Tuesday, January 29, 2013

Getting the A

Grad school is an elongated state of triage... In chatting with a friend on my way from one study session to another I mentioned time, and currency, and trade offs.  She accused me of becoming an economist (a topic we've covered often in our Marine Resource Management class these days- assigning 'value' to things which are intrinsically, though not monetarily 'valuable'.  The whole thing makes me want to vomit.  The degree with which I hate a cash based economy is almost enough to forgo this computer, this internet, and this school, and go live in the woods somewhere forever- I digress). After the good natured accusation I wondered (on my bike traveling from point A to point B) whether or not she was right?  Had I abandoned the integrated life that I strove so hard to embody in exchange for this segmented, over-crowded head space, where I strove for this idea of school?  Why does my coursework affect me so?  When will I have not just the time, but the energy, to relax.

I coined a phrase, or I guess an idea (albeit a sad one):  I said out loud to myself.

"The currency of grad school is time.  And we are and will forever be poor of it."

Time cannot be hoarded (to my dear dragon's disappointment).  So if we think of time as a thing to have, to borrow or to spend (as here in school I'm so want to do) we feel forever poor, empty, and clinging to this idea... this currency which is time.

I dole out my time in a miserly fashion.  I give it to John when I can.  To Vista as much as I dare.  If it is evening and I think my productivity would be otherwise bereft, I allocate a moment to my friends.

Mostly I give my time to my assignments.  To this strange idea of excellence.  As if by making through all this within this arbitrary structure that says something about me.

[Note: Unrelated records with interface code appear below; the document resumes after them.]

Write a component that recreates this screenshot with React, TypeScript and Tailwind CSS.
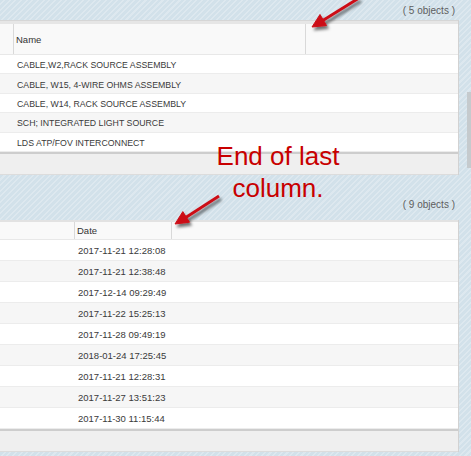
const NAMES = [
  'CABLE,W2,RACK SOURCE ASSEMBLY',
  'CABLE, W15, 4-WIRE OHMS ASSEMBLY',
  'CABLE, W14, RACK SOURCE ASSEMBLY',
  'SCH; INTEGRATED LIGHT SOURCE',
  'LDS ATP/FOV INTERCONNECT',
];

const DATES = [
  '2017-11-21 12:28:08',
  '2017-11-21 12:38:48',
  '2017-12-14 09:29:49',
  '2017-11-22 15:25:13',
  '2017-11-28 09:49:19',
  '2018-01-24 17:25:45',
  '2017-11-21 12:28:31',
  '2017-11-27 13:51:23',
  '2017-11-30 11:15:44',
];

function Arrows() {
  return (
    <svg className="pointer-events-none absolute inset-0" width="471" height="456">
      <defs>
        <filter id="shadow" x="-50%" y="-50%" width="200%" height="200%">
          <feDropShadow dx="2" dy="3" stdDeviation="1.6" floodColor="#000" floodOpacity="0.55" />
        </filter>
      </defs>
      <g filter="url(#shadow)" fill="#cc1018" stroke="#cc1018">
        <line x1="359" y1="-2" x2="322" y2="21" strokeWidth="3" />
        <polygon points="312,27 326.5,25.5 320,14.5" strokeWidth="1" strokeLinejoin="round" />
        <line x1="219" y1="196" x2="185" y2="218" strokeWidth="3" />
        <polygon points="175,224 189.5,222.2 182.8,211.6" strokeWidth="1" strokeLinejoin="round" />
      </g>
    </svg>
  );
}

export default function App() {
  return (
    <div className="relative h-[456px] w-[471px] overflow-hidden bg-[repeating-linear-gradient(135deg,#d2e1ea_0px,#d2e1ea_2.5px,#dde8ef_2.5px,#dde8ef_4px)] font-['Liberation_Sans',Arial,sans-serif]">
      <div className="flex w-[459px] flex-col">
        {/* first list */}
        <div className="flex h-[20px] items-center justify-end pr-[4px] text-[10px] text-[#5e5e5e]">
          ( 5 objects )
        </div>
        <div className="border-r border-[#d2d2d2] bg-white">
          <div className="h-[4px] border-t border-[#d6d6d6] bg-[#e6e6e6]" />
          <div className="flex h-[31px] border-b border-[#e8e8e8] bg-[#f9f9f9] text-[9.5px] text-[#333]">
            <div className="w-[14px] border-r border-[#d9d9d9]" />
            <div className="flex w-[292px] items-center border-r border-[#d9d9d9] pl-[2px] pt-[3px]">Name</div>
            <div className="flex-1" />
          </div>
          {NAMES.map((n, i) => (
            <div
              key={n}
              className={`flex h-[19.4px] items-center border-b border-[#ececec] pl-[17px] pt-[3px] text-[8.75px] text-[#3a3a3a] ${
                i % 2 ? 'bg-[#f6f6f6]' : 'bg-white'
              }`}
            >
              {n}
            </div>
          ))}
          <div className="h-[23px] border-t-2 border-b border-t-[#cdcdcd] border-b-[#dcdcdc] bg-[#efefef]" />
        </div>

        {/* second list */}
        <div className="flex h-[45px] items-end justify-end pr-[4px] pb-[8px] text-[10px] text-[#5e5e5e]">
          ( 9 objects )
        </div>
        <div className="border-r border-[#d2d2d2] bg-white">
          <div className="h-[2px] bg-[#e2e2e2]" />
          <div className="flex h-[18px] border-b border-[#e8e8e8] bg-[#f9f9f9] text-[9.5px] text-[#333]">
            <div className="w-[75px] border-r border-[#d9d9d9]" />
            <div className="flex w-[97px] items-center border-r border-[#d9d9d9] pl-[2px] pt-[2px]">Date</div>
            <div className="flex-1" />
          </div>
          {DATES.map((d, i) => (
            <div
              key={d}
              className={`flex h-[21px] items-center border-b border-[#ececec] pl-[78px] pt-[3px] text-[9.5px] text-[#3a3a3a] ${
                i % 2 ? 'bg-[#f6f6f6]' : 'bg-white'
              }`}
            >
              {d}
            </div>
          ))}
          <div className="h-[23px] border-t-2 border-b border-t-[#cdcdcd] border-b-[#dcdcdc] bg-[#efefef]" />
        </div>
      </div>

      {/* scrollbar thumb */}
      <div className="absolute right-0 top-[92px] h-[76px] w-[4px] bg-[#c5cacd]" />

      {/* annotation */}
      <div className="absolute left-[198px] top-[140px] w-[160px] text-center text-[26px] leading-[32px] text-[#c80000]">
        End of last
        <br />
        column.
      </div>
      <Arrows />
    </div>
  );
}
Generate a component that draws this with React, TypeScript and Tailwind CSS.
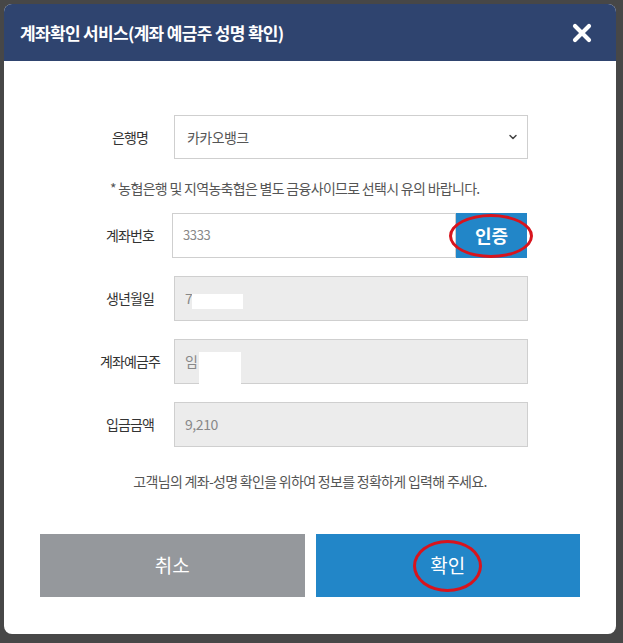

I don't know what my B+ in Fluid Earth says about me... but I bet it isn't as much as any poem I've written, or any conversation with Sebastian that I ever imagined, or any story I ever told anyone (especially if it were about the ocean).  But I strive for these classes, I pay for them. 

Perhaps it is the promise that these ideas will make it into a story one day... that in casual conversation adiabatic lapse rate will become the pathway for a disgruntled parcel of air to rise and then settle... and that parcel of air will have  a story... Perhaps understanding (at least basically) why we have lenticular clouds over Denali will make them more beautiful.

If the currency of life is time, we are poor in today, but rich in tomorrow.  An unhappy present that I have faith is impermanent.